Voyez-vous, le vieux tronc d'arbre en décomposition symbolise la vie éphémère de toute créature; pourtant, on y voit à présent pousser des plantes, des fleurs et des champignons. Berczy fait du tronc un élément très important avec un extrême souci du détail, à la manière de Dürer. (28)
Berczy était influencé par le nouveau style néoclassique même s'il avait choisi le sujet très romantique du « bon sauvage ». Berczy a réussi à donner au chef indien un aspect imposant en nivelant le fond et le premier plan, ce qui fait se détacher le modèle comme sur un fond de frise. Le deuxième plan et le fond présentent des éléments topographiques visant à situer exactement la scène par rapport au personnage de l'avant-plan.

Le Portrait de Joseph Brant, tableau commémoratif, a surtout valeur de témoignage car il révèle le degré d'acculturation des Indiens. Le tableau est une allégorie des thèmes et des concepts chers à l'Indien et de son attachement symbolique à la terre et aux droits fonciers. La combinaison des vêtements traditionnels avec ceux empruntés aux Blancs et la présence des marchandises de troc, éléments qui constituent les motifs décoratifs de la peinture, donnent une idée de l'ampleur des échanges commerciaux et du degré d'assimilation des autochtones. Le portrait de Berczy est aussi la représentation symbolique du déclin de la civilisation indienne et de l'intérêt qu'on lui portait.

Les portraits humanistes

Le Portrait de Joseph Brant de la Galerie nationale du Canada semble être l'aboutissement d'une suite de compositions de sources variées qui englobe un croquis sur un tronc d'arbre (collection de John Andre) et des études de Joseph Brant, réalisées entre 1794-1797 environ, oeuvres qui se trouvent aujourd'hui dans divers musées et, pour l'une d'entre elles, dans une collection particulière. En 1780, Berczy avait atteint la maturité dans l'art du peintre et avait exécuté, en Europe, des reuvres raffinées. Une fois dans le Nouveau Monde, Berczy ne disposait ni des couleurs, ni du matériel, ni du temps pour exécuter les oeuvres fouillées dont il s'enorgueillissait. Parce qu'il peignait méticuleusement et aimait réaliser des compositions achevées, l'artiste considérait probablement comme des études ses esquisses à l'aquarelle et un croquis à l'huile de Joseph Brant en buste (fig. 7, 8 et 9). Les difficultés financières de Berczy durant cette période diminuèrent ses chances de peindre un chef-d'oeuvre. (29) Pourtant, ces portraits humanistes de Joseph Brant traduisent la tentative de l'artiste d'exalter la valeur personnelle de Brant indépendamment de toute distinction de rang et devraient être considérés comme des oeuvres importantes en soi.
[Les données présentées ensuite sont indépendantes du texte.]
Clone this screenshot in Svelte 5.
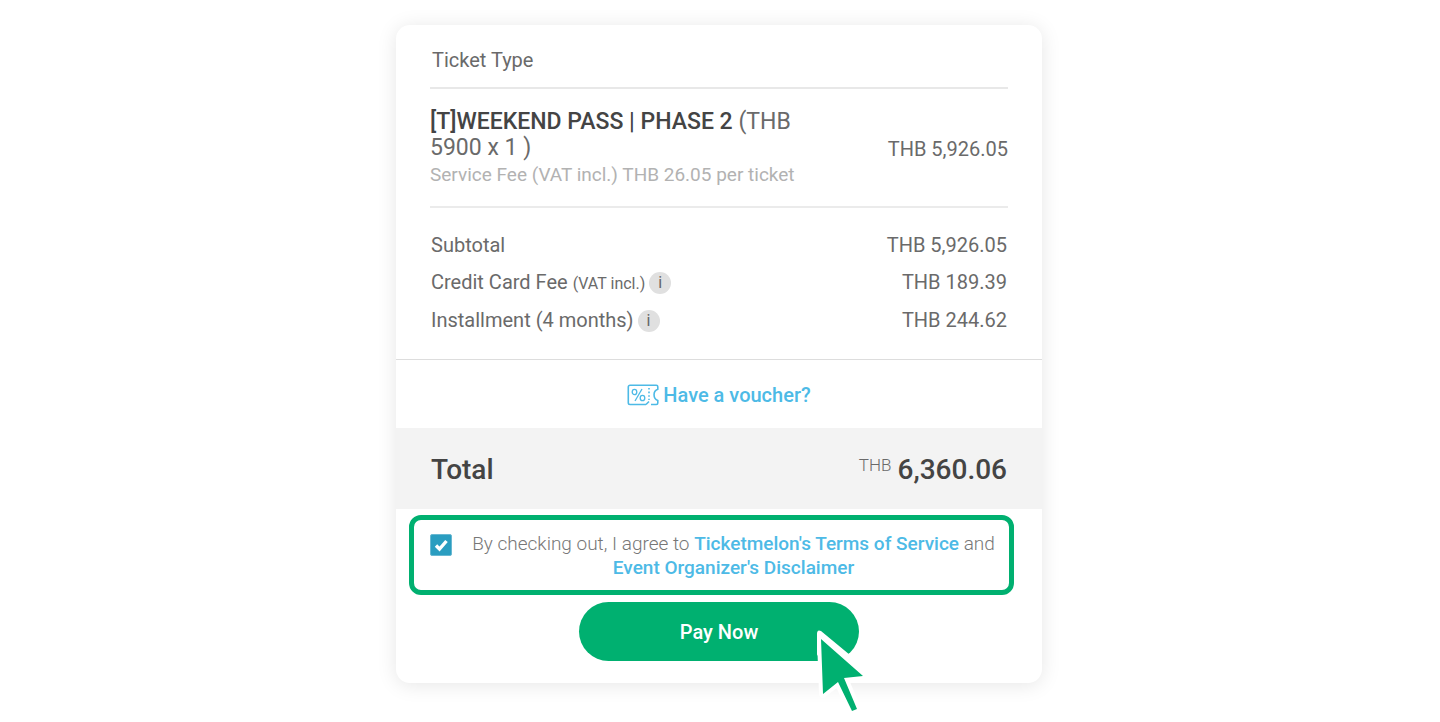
<script>
  const fees = [
    { label: 'Subtotal', amount: 'THB 5,926.05' },
    { label: 'Credit Card Fee', note: '(VAT incl.)', info: true, amount: 'THB 189.39' },
    { label: 'Installment (4 months)', info: true, amount: 'THB 244.62' }
  ];
  let agreed = $state(true);
</script>

<main>
  <section class="card">
    <div class="tickets">
      <h2>Ticket Type</h2>
      <div class="ticket">
        <div class="detail">
          <p class="name"><strong>[T]WEEKEND PASS | PHASE 2</strong> (THB 5900 x 1 )</p>
          <p class="service">Service Fee (VAT incl.) THB 26.05 per ticket</p>
        </div>
        <span class="amount">THB 5,926.05</span>
      </div>
    </div>

    <dl class="fees">
      {#each fees as fee}
        <div class="row">
          <dt>
            <span>{fee.label}{#if fee.note}&nbsp;<small>{fee.note}</small>{/if}</span>
            {#if fee.info}<button class="info" type="button">i</button>{/if}
          </dt>
          <dd>{fee.amount}</dd>
        </div>
      {/each}
    </dl>

    <div class="voucher">
      <a href="#voucher">
        <svg width="32" height="22" viewBox="0 0 32 22" fill="none" stroke="currentColor" stroke-width="1.6" aria-hidden="true">
          <path d="M19 20.5H3a1.7 1.7 0 0 1-1.7-1.7V3A1.7 1.7 0 0 1 3 1.3h26.3q1.5 0 1.5 1.5v2.4c-5 1.6-5 9.6 0 11.4v2.4q0 1.500-1.500 1.500H24M19 20.500l3-3" />
          <path d="M22 4v12" stroke-dasharray="1.6 2" />
          <path d="M15 5 8 17" stroke-width="1.3" />
          <ellipse cx="7.500" cy="8" rx="2.300" ry="2.700" stroke-width="1.300" />
          <ellipse cx="15.500" cy="14" rx="2.300" ry="2.700" stroke-width="1.300" />
        </svg>
        <span>Have a voucher?</span>
      </a>
    </div>

    <div class="total">
      <span class="sum">Total</span>
      <span class="price"><span class="currency">THB</span><span class="sum">6,360.06</span></span>
    </div>

    <div class="terms">
      <input id="agree" type="checkbox" bind:checked={agreed} />
      <label for="agree">By checking out, I agree to <a href="#terms">Ticketmelon's Terms of Service</a> and <a href="#disclaimer">Event Organizer's Disclaimer</a></label>
    </div>

    <div class="action">
      <button class="pay" type="button">Pay Now</button>
      <svg class="cursor" width="52" height="86" viewBox="0 0 52 86" aria-hidden="true">
        <path d="M4 8q0-5 4-3L37 29 31 37 10 20 4 30Z" fill="#fff" />
        <path d="M8 13 50 50 31 52 44 83 39 85 25 56 10 68Z" fill="#00b070" stroke="#fff" stroke-width="8" stroke-linejoin="round" />
        <path d="M8 13 50 50 31 52 44 83 39 85 25 56 10 68Z" fill="#00b070" />
      </svg>
    </div>
  </section>
</main>

<style>
  :global(body) { background: #fff; }
  main {
    font-family: Roboto, "Liberation Sans", sans-serif;
    font-size: 20px;
    color: #6a6a6a;
    padding: 25px 17px 38px 15px;
  }
  .card {
    max-width: 646px;
    margin: 0 auto;
    border-radius: 14px;
    background: #fff;
    box-shadow: 0 2px 20px rgba(0, 0, 0, 0.1);
  }
  h2, p, dl, dd { margin: 0; }
  .tickets { padding: 0 34px; }
  h2 {
    padding: 23px 2px 15px;
    border-bottom: 2px solid #e8e8e8;
    font-size: 20px;
    font-weight: 400;
    line-height: 24px;
  }
  .ticket {
    display: flex;
    align-items: center;
    justify-content: space-between;
    padding: 20px 0 18px;
    border-bottom: 2px solid #ebebeb;
  }
  .detail { flex: 0 1 380px; }
  .name { font-size: 23px; line-height: 26px; }
  .name strong { font-weight: 500; color: #444; }
  .service { font-size: 19px; line-height: 27px; color: #b2b2b2; }
  .amount { white-space: nowrap; }
  .fees {
    padding: 19px 35px 20px;
    border-bottom: 1px solid #ddd;
  }
  .row {
    display: flex;
    justify-content: space-between;
    line-height: 37px;
  }
  dt { display: flex; align-items: center; gap: 4px; }
  small { font-size: 16px; }
  .info {
    width: 22px;
    height: 22px;
    padding: 0;
    border: 0;
    border-radius: 50%;
    background: #e0e0e0;
    color: #666;
    font: 400 16px/22px Roboto, sans-serif;
  }
  .voucher {
    display: flex;
    justify-content: center;
    padding: 23px 0 21px;
    line-height: 24px;
  }
  a { color: #4dbae6; font-weight: 500; text-decoration: none; }
  .voucher a { display: flex; align-items: center; gap: 4px; }
  .total {
    display: flex;
    justify-content: space-between;
    padding: 24px 35px 21px;
    background: #f3f3f3;
    line-height: 36px;
  }
  .sum { font-size: 28px; font-weight: 500; color: #444; }
  .price { display: flex; gap: 6px; }
  .currency { font-size: 17px; font-weight: 300; line-height: 26px; }
  .terms {
    display: flex;
    align-items: flex-start;
    gap: 12px;
    margin: 6px 28px 0 13px;
    padding: 12px 6px 10px 16px;
    border: 5px solid #00b070;
    border-radius: 12px;
  }
  .terms input {
    appearance: none;
    flex: none;
    width: 22px;
    height: 22px;
    margin: 2px 0 0;
    border: 1px solid #68b8d2;
    border-radius: 2px;
  }
  .terms input:checked {
    background: #2a9dc0 url("data:image/svg+xml,%3Csvg xmlns='http://www.w3.org/2000/svg' viewBox='0 0 20 20'%3E%3Cpath d='M5 10.500 8.500 14 15.500 6' fill='none' stroke='white' stroke-width='3.400'/%3E%3C/svg%3E");
  }
  .terms label {
    flex: 1;
    font-size: 19px;
    font-weight: 300;
    line-height: 24px;
    text-align: center;
    color: #777;
  }
  .action {
    position: relative;
    width: 280px;
    max-width: 100%;
    margin: 0 auto;
    padding: 7px 0 22px;
  }
  .pay {
    display: block;
    width: 100%;
    padding: 18px 0 17px;
    border: 0;
    border-radius: 30px;
    background: #00b070;
    color: #fff;
    font: 500 20px/24px Roboto, sans-serif;
  }
  .cursor {
    position: absolute;
    top: 31px;
    right: -6px;
    overflow: visible;
  }
</style>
Le tondo miniature à l'aquarelle qui représente un portrait en buste et fait partie de la collection du Château de Ramezay à Montréal (fig. 7), ressemble à l'aquarelle miniature de la collection du Séminaire de Québec (fig. 8) et en est considérée depuis peu comme une autre version, (30) attribuée à William Berczy; il s'agit probablement des esquisses les plus anciennes, qui remontent à 1794-1797 environ. Dans la version du Séminaire de Québec, Brant porte une médaille en argent autour du cou, ainsi qu'une plume et un ruban attachés à sa chevelure, tandis que sur le tondo du Château de Ramezay, on ne remarque aucune trace de médaille.

Le Musée royal de l'Ontario (MRO) possède un tondo à l'huile qui représente Brant en buste (fig. 9), peint de trois-quart du côté droit; (31) on croit qu'il s'agit de l'esquisse préliminaire pour le tableau de la collection Pitfield (32) (fig. 10). Brant porte un ruban attaché à sa chevelure, ainsi qu'un manteau militaire anglais, une écharpe sur l'épaule et, à l'oreille droite, une boucle en argent. Tout l'accent est mis sur son visage et le froncement des sourcils.

Sur les tondos à l'huile de la collection Pitfield et de celle du MRO figurant Brant en buste, ce dernier porte les mêmes vêtements et la même boucle en argent, auquels s'ajoute, dans le cas de la peinture de Pitfield, la médaille offerte par George III. Sur les oeuvres des collections Pitfield et du MRO, Brant tient un tomahawk, qui, en l'absence du costume traditionnel, paraît anachronique. Le tableau de la collection Pitfield était sûrement la dernière esquisse préparatoire à une suite de gravures, probablement jamais exécutées. (33) Berczy a fait ostensiblement porter à Brant une plume dans sa chevelure, qui n'apparaît pas dans la version du MRO. Il a apporté un soin méticuleux à l'apparence sculptural du visage, lui donnant la puissance d'expression d'un bas-relief néoclassique et révèle avec précision, à partir de la physionomie de Brant, ses traits de caractère fondamentaux. Il se peut que Berczy ait été influencé par des gravures.